To be sure, resettlement within the United States for any of the Guantánamo detainees is a political non-starter. In a global context, moreover, it is but a small fraction of the larger failure of the United States to deal equitably with the human fallout from its national security policies. US responses to the Iraqi refugee crisis in Jordan and Syria have been far from adequate. Nor has the United States honored the loyalty of Iraqis who worked with diplomats and the military in the post-invasion period.

Yet as all of the presidential candidates have recognized, Guantánamo imposes tremendous, perhaps unique, reputational drag on the United States's public campaigns against terrorism, and some resolution must be found.

Rather than honestly dealing with the problems thrown up by the Bush Administration's erroneous detention decisions, the Administration and its supporters are now moving to use Guantánamo as an election-year wedge issue by advocating new "solutions" for the detainees. A preventive detention statute is high on the agenda.

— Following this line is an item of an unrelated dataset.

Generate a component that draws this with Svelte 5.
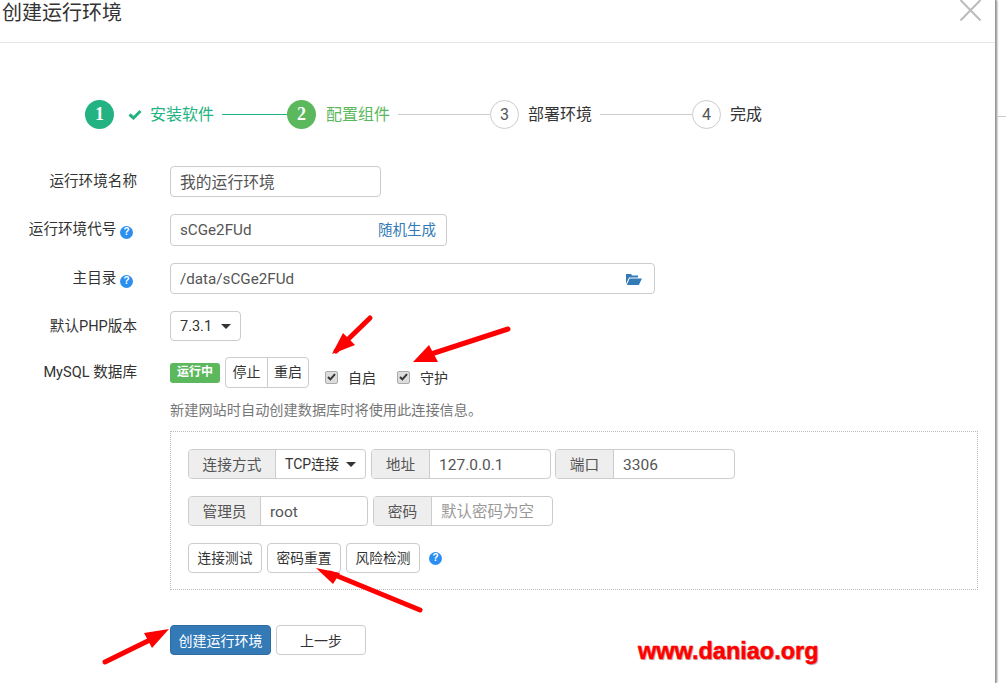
<script>
  const steps = [
    { num: 1, label: "安装软件", state: "done" },
    { num: 2, label: "配置组件", state: "active" },
    { num: 3, label: "部署环境", state: "todo" },
    { num: 4, label: "完成", state: "todo" }
  ];

  // red annotation arrows drawn on top of the screenshot
  const arrows = [
    { tail: "370,318 336,351", head: "332,354 343,333 355,345" },
    { tail: "508,329 425,356", head: "413,362 429,345 438,362" },
    { tail: "420,610 330,573", head: "316,568 340,573 333,584" },
    { tail: "105,662 158,636", head: "169,629 144,633 152,648" }
  ];
</script>

<div class="modal">
  <header>
    <h1>创建运行环境</h1>
    <svg class="close" width="21" height="21" viewBox="0 0 21 21">
      <path d="M0.5 0 L20.5 20.5 M20.5 0 L0.5 20.5" />
    </svg>
  </header>

  <div class="steps">
    {#each steps as step, i}
      <span class="circle {step.state}">{step.num}</span>
      {#if step.state === "done"}
        <svg class="tick" width="14" height="11" viewBox="0 0 14 11">
          <path d="M1.5 5.5 L5.5 9 L12.5 2" />
        </svg>
      {/if}
      <span class="step-label {step.state}">{step.label}</span>
      {#if i < steps.length - 1}
        <span class="line {step.state}"></span>
      {/if}
    {/each}
  </div>

  <form>
    <div class="row name-row">
      <div class="label">运行环境名称</div>
      <div class="box name-input">我的运行环境</div>
    </div>

    <div class="row code-row">
      <div class="label">运行环境代号 <span class="help">?</span></div>
      <div class="box code-input">
        <span class="latin">sCGe2FUd</span>
        <span class="link">随机生成</span>
      </div>
    </div>

    <div class="row dir-row">
      <div class="label">主目录 <span class="help">?</span></div>
      <div class="box dir-input">
        <span class="latin">/data/sCGe2FUd</span>
        <svg width="16" height="13" viewBox="0 0 16 13">
          <path d="M0 11 V1 H5 L6 2.5 H12 V4.5 H3 Z" />
          <path d="M3.6 5.5 H16 L12.8 12 H0.8 Z" />
        </svg>
      </div>
    </div>

    <div class="row version-row">
      <div class="label">默认PHP版本</div>
      <div class="box version-select">7.3.1 <span class="caret"></span></div>
    </div>

    <div class="row mysql-row">
      <div class="label">MySQL 数据库</div>
      <span class="tag">运行中</span>
      <div class="btn-pair">
        <span>停止</span>
        <span>重启</span>
      </div>
      <label class="check first">
        <span class="checkbox">
          <svg width="9" height="8" viewBox="0 0 9 8"><path d="M1 4 L3.4 6.4 L8 1.2" /></svg>
        </span>
        自启
      </label>
      <label class="check">
        <span class="checkbox">
          <svg width="9" height="8" viewBox="0 0 9 8"><path d="M1 4 L3.4 6.4 L8 1.2" /></svg>
        </span>
        守护
      </label>
    </div>

    <p class="hint">新建网站时自动创建数据库时将使用此连接信息。</p>

    <div class="conn">
      <div class="conn-row">
        <div class="group">
          <span class="addon w87">连接方式</span>
          <span class="field select w91">TCP连接 <span class="caret"></span></span>
        </div>
        <div class="group">
          <span class="addon w58">地址</span>
          <span class="field w122">127.0.0.1</span>
        </div>
        <div class="group port">
          <span class="addon w58">端口</span>
          <span class="field w122">3306</span>
        </div>
      </div>
      <div class="conn-row second">
        <div class="group">
          <span class="addon w72">管理员</span>
          <span class="field w108">root</span>
        </div>
        <div class="group">
          <span class="addon w58">密码</span>
          <span class="field w122 placeholder">默认密码为空</span>
        </div>
      </div>
      <div class="conn-row third">
        <span class="btn">连接测试</span>
        <span class="btn">密码重置</span>
        <span class="btn">风险检测</span>
        <span class="help conn-help">?</span>
      </div>
    </div>

    <div class="actions">
      <span class="primary">创建运行环境</span>
      <span class="back">上一步</span>
    </div>
  </form>
</div>

<div class="backdrop-line"></div>

<svg class="arrows" width="1006" height="683">
  {#each arrows as a}
    <polyline points={a.tail} />
    <polygon points={a.head} />
  {/each}
</svg>

<div class="watermark">www.daniao.org</div>

<style>
  :global(body) {
    background: #fff;
    overflow: hidden;
  }

  .modal {
    width: 996px;
    height: 683px;
    box-sizing: border-box;
    border-right: 1px solid #999;
    box-shadow: 1px 0 2px #888;
    background: #fff;
    color: #333;
    font-family: Roboto, "Noto Sans CJK SC", sans-serif;
    font-size: 14px;
    overflow: hidden;
  }

  header {
    height: 42px;
    border-bottom: 1px solid #e5e5e5;
    display: flex;
    justify-content: space-between;
    padding: 0 14px 0 2px;
  }

  h1 {
    margin: 0;
    padding-top: 1px;
    font-size: 20px;
    font-weight: 400;
    line-height: 24px;
  }

  .close path {
    stroke: #bbb;
    stroke-width: 2;
    fill: none;
  }

  .steps {
    display: flex;
    align-items: center;
    height: 29px;
    margin: 57px 0 0 85px;
    font-size: 16px;
  }

  .circle {
    flex: none;
    width: 29px;
    height: 29px;
    box-sizing: border-box;
    border-radius: 50%;
    border: 1px solid #ccc;
    color: #555;
    display: flex;
    align-items: center;
    justify-content: center;
    font-size: 16px;
  }

  .circle.done,
  .circle.active {
    color: #fff;
    border: none;
    font-family: "Liberation Serif", serif;
    font-weight: 700;
    font-size: 18px;
  }

  .circle.done { background: #23b382; }
  .circle.active { background: #5cb85c; }

  .tick {
    margin-left: 14px;
    margin-right: 8px;
  }

  .tick path {
    stroke: #23b382;
    stroke-width: 3;
    fill: none;
  }

  .step-label {
    margin-left: 9px;
    margin-bottom: 3px;
    white-space: nowrap;
  }

  .step-label.done {
    margin-left: 0;
    color: #23b382;
  }

  .step-label.active {
    margin-left: 10px;
    color: #5cb85c;
  }

  .line {
    height: 1px;
    background: #ccc;
    margin-left: 8px;
    width: 92px;
  }

  .line.done {
    width: 65px;
    background: #23b382;
  }

  form {
    display: block;
    margin-top: 37px;
  }

  .row {
    display: flex;
    align-items: flex-start;
  }

  .label {
    width: 137px;
    flex: none;
    text-align: right;
    margin-right: 33px;
    white-space: nowrap;
    font-size: 14.6px;
    line-height: 30px;
  }

  .box {
    box-sizing: border-box;
    border: 1px solid #ccc;
    border-radius: 4px;
    padding: 1px 9px 0;
    height: 31px;
    line-height: 29px;
    font-size: 15.8px;
    color: #555;
    display: flex;
    align-items: center;
    justify-content: space-between;
  }

  .latin { font-size: 15.2px; }

  .name-input { width: 211px; }

  .code-row { margin-top: 17px; }

  .code-input {
    width: 277px;
    height: 32px;
  }

  .link {
    color: #337ab7;
    font-size: 14.5px;
    margin-right: 1px;
  }

  .dir-row { margin-top: 17px; }

  .dir-input {
    width: 485px;
    padding-right: 12px;
  }

  .dir-input svg path { fill: #337ab7; }

  .version-row { margin-top: 17px; }

  .version-select {
    width: 71px;
    height: 30px;
    font-size: 14.5px;
    color: #333;
  }

  .caret {
    display: inline-block;
    width: 0;
    height: 0;
    border-top: 5px solid #333;
    border-left: 5px solid transparent;
    border-right: 5px solid transparent;
  }

  .help {
    display: inline-flex;
    align-items: center;
    justify-content: center;
    width: 13px;
    height: 13px;
    margin-left: 0;
    margin-right: 4px;
    border-radius: 50%;
    background: #2b8ff0;
    color: #fff;
    font-family: "Liberation Sans", sans-serif;
    font-size: 10px;
    font-weight: 700;
    line-height: 1;
    vertical-align: -1px;
  }

  .mysql-row { margin-top: 16px; }

  .mysql-row .label { line-height: 31px; }

  .tag {
    margin-top: 6px;
    width: 50px;
    height: 20px;
    border-radius: 3px;
    background: #5cb85c;
    color: #fff;
    font-size: 12px;
    font-weight: 700;
    line-height: 19px;
    text-align: center;
  }

  .btn-pair {
    display: flex;
    margin-left: 5px;
    height: 31px;
    box-sizing: border-box;
    border: 1px solid #ccc;
    border-radius: 4px;
    line-height: 29px;
    font-size: 14px;
  }

  .btn-pair span {
    width: 41px;
    text-align: center;
  }

  .btn-pair span + span {
    width: 41px;
    border-left: 1px solid #ccc;
    box-sizing: border-box;
  }

  .check {
    display: flex;
    align-items: center;
    margin-top: 10px;
    margin-left: 21px;
    height: 20px;
    font-size: 14px;
  }

  .check.first { margin-left: 16px; }

  .checkbox {
    box-sizing: border-box;
    width: 13px;
    height: 13px;
    margin-right: 10px;
    border: 1px solid #aaa;
    border-radius: 2px;
    background: #ddd;
    display: flex;
    align-items: center;
    justify-content: center;
  }

  .checkbox path {
    stroke: #333;
    stroke-width: 2;
    fill: none;
  }

  .hint {
    margin: 12px 0 0 170px;
    color: #777;
    font-size: 14.2px;
    line-height: 20px;
  }

  .conn {
    box-sizing: border-box;
    width: 808px;
    height: 159px;
    margin: 11px 0 0 170px;
    padding: 17px;
    border: 1px dotted #bbb;
  }

  .conn-row {
    display: flex;
    gap: 5px;
  }

  .conn-row.second {
    margin-top: 17px;
    font-size: 15px;
  }

  .conn-row.third {
    margin-top: 17px;
    align-items: center;
  }

  .group {
    display: flex;
    height: 30px;
    box-sizing: border-box;
    border: 1px solid #ccc;
    border-radius: 4px;
    overflow: hidden;
  }

  .group.port { margin-left: -1px; }

  .addon {
    box-sizing: border-box;
    background: #eee;
    border-right: 1px solid #ccc;
    color: #555;
    font-size: 14.7px;
    line-height: 30px;
    text-align: center;
  }

  .field {
    box-sizing: border-box;
    padding-left: 9px;
    color: #555;
    font-size: 15.5px;
    line-height: 30px;
  }

  .field.select {
    display: flex;
    align-items: center;
    justify-content: space-between;
    padding-right: 9px;
    color: #333;
    font-size: 14px;
  }

  .placeholder { color: #999; }

  .w58 { width: 58px; }
  .w72 { width: 72px; }
  .w87 { width: 87px; }
  .w91 { width: 89px; }
  .w108 { width: 106px; }
  .w122 { width: 120px; }

  .btn {
    box-sizing: border-box;
    width: 74px;
    height: 30px;
    border: 1px solid #ccc;
    border-radius: 4px;
    line-height: 29px;
    text-align: center;
    white-space: nowrap;
    font-size: 13.7px;
  }

  .conn-help { margin-left: 4px; }

  .actions {
    display: flex;
    gap: 5px;
    margin: 35px 0 0 170px;
    font-size: 14px;
    line-height: 30px;
    text-align: center;
  }

  .primary {
    box-sizing: border-box;
    width: 101px;
    height: 30px;
    border: 1px solid #2e6da4;
    border-radius: 4px;
    background: #337ab7;
    color: #fff;
  }

  .back {
    box-sizing: border-box;
    width: 90px;
    height: 30px;
    border: 1px solid #ccc;
    border-radius: 4px;
  }

  .backdrop-line {
    position: absolute;
    left: 997px;
    top: 116px;
    width: 9px;
    height: 1px;
    background: #ccc;
  }

  .arrows {
    position: absolute;
    left: 0;
    top: 0;
    pointer-events: none;
  }

  .arrows polyline {
    stroke: #f00;
    stroke-width: 5;
    stroke-linecap: round;
    fill: none;
  }

  .arrows polygon { fill: #f00; }

  .watermark {
    position: absolute;
    left: 638px;
    top: 637px;
    color: #f00;
    font-family: "Liberation Sans", sans-serif;
    font-size: 23.5px;
    font-weight: 700;
    line-height: 28px;
    -webkit-text-stroke: 0.5px #f00;
    text-shadow: 1px 1px 1px #aaa;
  }
</style>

Such innovations -- echoes of past "solutions" for problem populations -- would merely momentarily dislodge Guantánamo from the public eye. They would do nothing to solve the pressing concern of innocent detainees whom the United States refuses to release. But it is a measure of the Bush Administration's success in shifting the terms of debate that internment akin to that used against the Japanese-Americans in World War II or against Catholics in 1970s Northern Ireland is now being touted as a compromise solution.